It always happens toward the end of writing a new script. It’s a steamroller downhill toward the last scene and a powerful feeling of accomplishment rises up as it’s been my privilege to tell another story to the world. My characters guide me through, the ending comes and it’s over — FADE OUT — THE END. We must part ways until actors inhabit the characters and a director brings his or her vision. Well, first someone with money invests in the project, they hire the director… blah, blah, blah. You know the drill.
At least we hope and pray it gets to that level of being produced or even into development.

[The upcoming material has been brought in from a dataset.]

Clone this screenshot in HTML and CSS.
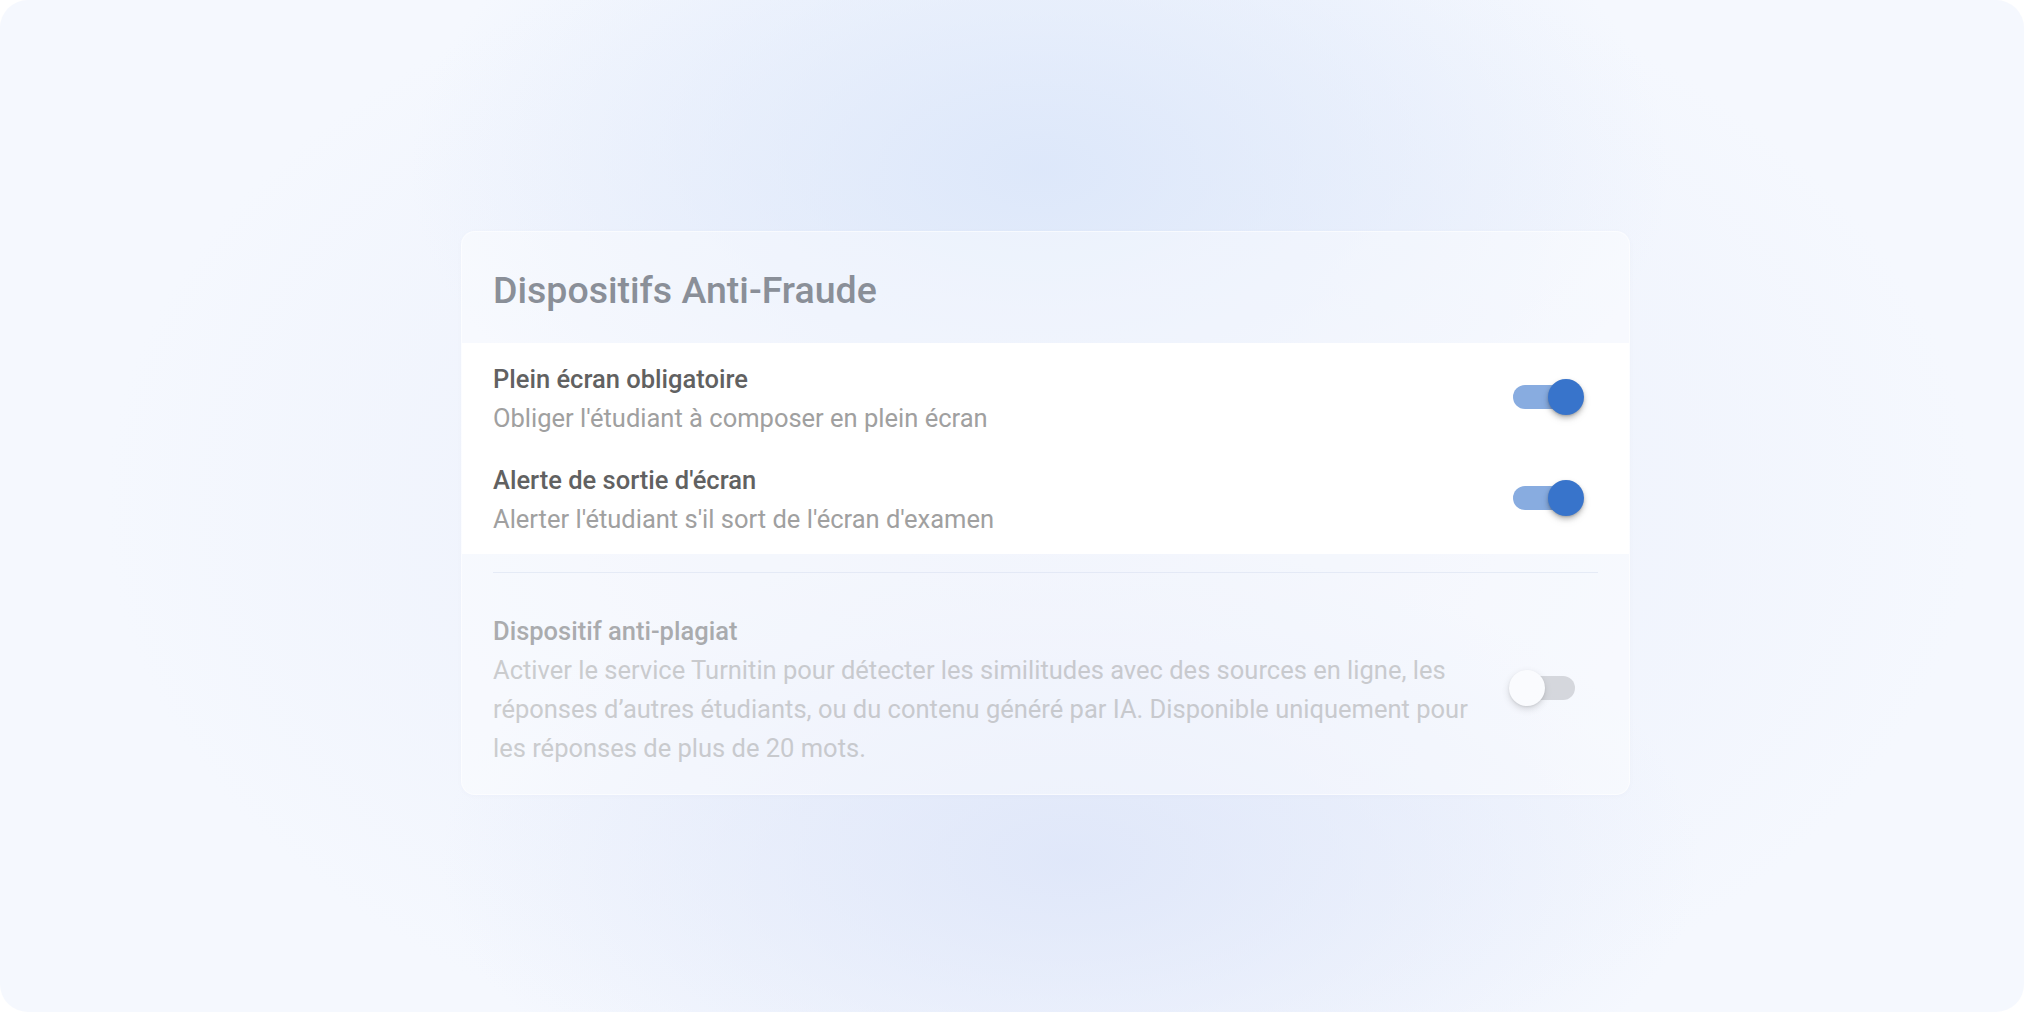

The creative high gets me through and it’s sad to bid farewell to these characters, the ones I’ve known so intimately for the past 100 pages. Once I finish a script, the very next day I print it out, go to a coffee shop with a pen and start the polish. I agonize over every word, punctuation, sentence, and line of dialogue… over again and again through the first pass. I look for typos and those pesky “widow words.”
My creative high is still keeping me going as I read my script and discover it’s usually pretty good. Many times, I’m shocked at how good for a first draft and then figure ways to make it better. Screenwriting is rewriting and don’t you forget it!
This of course is before the producers receive the draft and make their notes: “I had a few ideas on the plane back from Cannes. Could you make it funnier?” “Uh, you told me to write a drama.” “Okay, but somebody has to die in the story.” “Die?” “Yeah, these guys are really old and it feels like somebody should die.” “Well, it’s not that kind of movie. If somebody died it would change the entire dynamic of the relationships at the end.” “Okay, how about a serious illness?” “Does he recover?” “Yeah.” “I can do an illness.”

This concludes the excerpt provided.